Imagine your political party has won the recent presidential election, and the man elected to be president has pegged you to be Secretary of State. What an honor. Secretary of State is one of the most important and prestigious positions in the federal government; it is one of the most critical positions in the government, dealing with sensitive international matters, such as agreements and disputes, the communications associated with which often carry security classifications, such as “classified,” “secret,” or “top secret.”
There are processes and systems in place to facilitate your communications, both classified and unclassified, between and among individuals and departments within the government, and with officials of other governments, official systems and processes that track these official communications as a matter of efficiency, accountability, national security and historical record.
With this in mind, and after going through the FBI’s briefing on the official communications protocol, and swearing under oath that you have been briefed and understand the process and protocol and why it exists, you then decide that rather than utilize the official secured government communications system you have been briefed on, as your predecessors did, you will use your own private email server to handle official government business as well as your own personal email communications.
Question: What would be the reason for making the unusual and unprecedented decision to conduct official communications on a private system instead of on the official and secured government system, a system to which only you have access, and that denies the government the ability to have complete access to your official communications?
Eventually, this decision enters the public sphere and is predictably met with many questions, and very effectively fertilizes the environment for suspicion of your motives. Political opponents will be emboldened, and you are the one who has emboldened them, and questions will arise about both your judgment and the possibility of illegal activity.
This is the sticky wicket that Hillary Clinton, Secretary of State from January 21, 2009 to February 1, 2013, and now candidate for the Democrat nomination for President of the United States, created for herself with this curious decision as she assumed the position of Secretary of State.
Mrs. Clinton’s political opponents – the “vast right-wing conspiracy” – have indeed noticed this irregularity, and finally the mainstream media is also taking notice.
NBC News commentator Andrea Mitchell – no right-wing conspirator she – shared comments from intelligence officials who have told her that, “nobody can give an explanation for why a cabinet secretary would have a private email system other than to thwart inquiries, FOIAs [Freedom of Information Act inquiries],” which she mentioned recently on MSNBC’s “Morning Joe” program.
Andrea Mitchell is not the only one interested in the question raised by those intelligence officials. And the new questions raised by those other interested parties go beyond mere curiosity about why a cabinet secretary would have taken this unusual step. The more serious issue is whether or not classified information passed through Mrs. Clinton’s private email system, a clear violation of federal law.

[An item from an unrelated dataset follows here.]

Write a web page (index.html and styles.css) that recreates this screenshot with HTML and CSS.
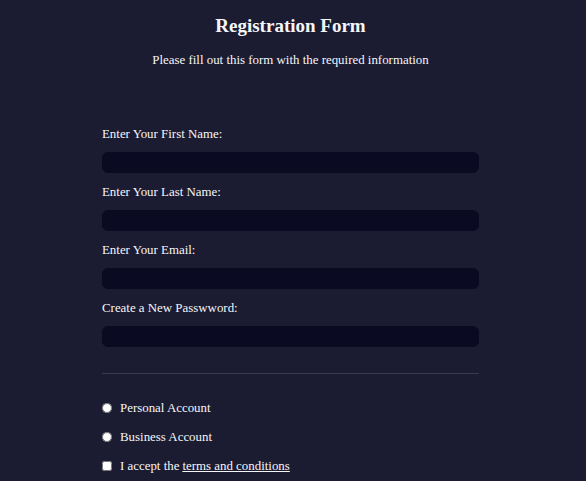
FILE: index.html
```html
<!DOCTYPE html>
<html lang="en">
<head>
<meta charset="utf-8">
<title>Registration Form</title>
<link rel="stylesheet" href="styles.css">
</head>
<body>
<main class="page">
  <h1 class="title">Registration Form</h1>
  <p class="subtitle">Please fill out this form with the required information</p>
  <form class="form">
    <div class="fields">
      <label class="field">Enter Your First Name: <input class="text-input" type="text"></label>
      <label class="field">Enter Your Last Name: <input class="text-input" type="text"></label>
      <label class="field">Enter Your Email: <input class="text-input" type="email"></label>
      <label class="field">Create a New Passwword: <input class="text-input" type="password"></label>
    </div>
    <div class="options">
      <label class="option"><input class="radio" type="radio" name="account"> Personal Account</label>
      <label class="option"><input class="radio" type="radio" name="account"> Business Account</label>
      <label class="option"><input class="check" type="checkbox"> I accept the <a class="link" href="#">terms and conditions</a></label>
    </div>
  </form>
</main>
</body>
</html>
```
FILE: styles.css
```css
html, body {
  margin: 0;
  padding: 0;
}
body {
  background: #1b1b32;
  color: #f5f6f7;
  font-family: "Liberation Serif", "Times New Roman", serif;
  font-size: 12.9px;
  width: 581px;
  height: 481px;
  overflow: hidden;
}
.page {
  display: flex;
  flex-direction: column;
  align-items: center;
}
.title {
  font-size: 19px;
  font-weight: bold;
  margin: 15px 0 0;
  line-height: 22px;
}
.subtitle {
  margin: 15px 0 0;
  line-height: 16px;
}
.form {
  width: 377px;
  display: flex;
  flex-direction: column;
}
.fields {
  display: flex;
  flex-direction: column;
  padding: 58px 0 26px;
  border-bottom: 1px solid #3b3b4f;
}
.field {
  display: block;
  line-height: 16px;
  margin-top: 11px;
}
.field:first-child {
  margin-top: 0;
}
.text-input {
  display: block;
  box-sizing: border-box;
  width: 100%;
  height: 21px;
  margin: 10px 0 0;
  background: #0a0a23;
  border: 1px solid #0a0a23;
  border-radius: 6px;
  color: #fff;
}
.options {
  display: flex;
  flex-direction: column;
  padding-top: 26px;
  gap: 13px;
}
.option {
  display: flex;
  align-items: center;
  line-height: 16px;
}
.radio, .check {
  margin: 0 8px 0 0;
  width: 10px;
  height: 10px;
}
.link {
  color: #f5f6f7;
  margin-left: 3px;
}
```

Mark Levin, former chief of staff for Attorney General Edwin Meese in President Ronald Reagan’s administration, also an attorney, author and talk show host, sees breaches of the federal Penal Code, specifically Section 793 of the Penal Code, Subsection (f).
“My point is,” Mr. Levin said, “when you set up an unsecured server in your barn adjacent to your home in Chappaqua, New York, you have intentionally – forget about negligence – you have intentionally bypassed the security process for that server.”
If a private system was her chosen method for email communication, both personal and governmental, even if she avoided sending emails containing classified information, how could she prevent classified information from being sent to her on her private system? In short: How could Mrs. Clinton not have had classified information on her private server?
Some offer the defense of intent, suggesting that it matters if she did not intend to allow classified information to be lost, stolen, abstracted or destroyed. But Mr. Levin says, “No it doesn’t, not with respect to this, Subsection (f).”
Former federal judge and Attorney General Michael Mukasey comments: “Once you assume a public office, your communications about anything having to do with your job are not your personal business or property. They are the public’s business and the public’s property, and are to be treated as no different from communications of like sensitivity.”
And this from McClatchy DC last Wednesday: “The inspectors general for the U.S. Intelligence Community and the State Department have disclosed over the last week that at least five emails, routed through a private server that Clinton used throughout her tenure as secretary of state, contained classified information, including two emails whose content is now deemed to be ‘Top Secret.’”
Even if somehow Mrs. Clinton escapes being charged with crimes in this incident, her behavior – from the idea of having her own private email server in the first place, to the elaborate cleansing process she utilized to clear all data from the email server, and the release of the email communications that she alone determined was relevant – raises important questions about her lack of judgment and what her motivation was.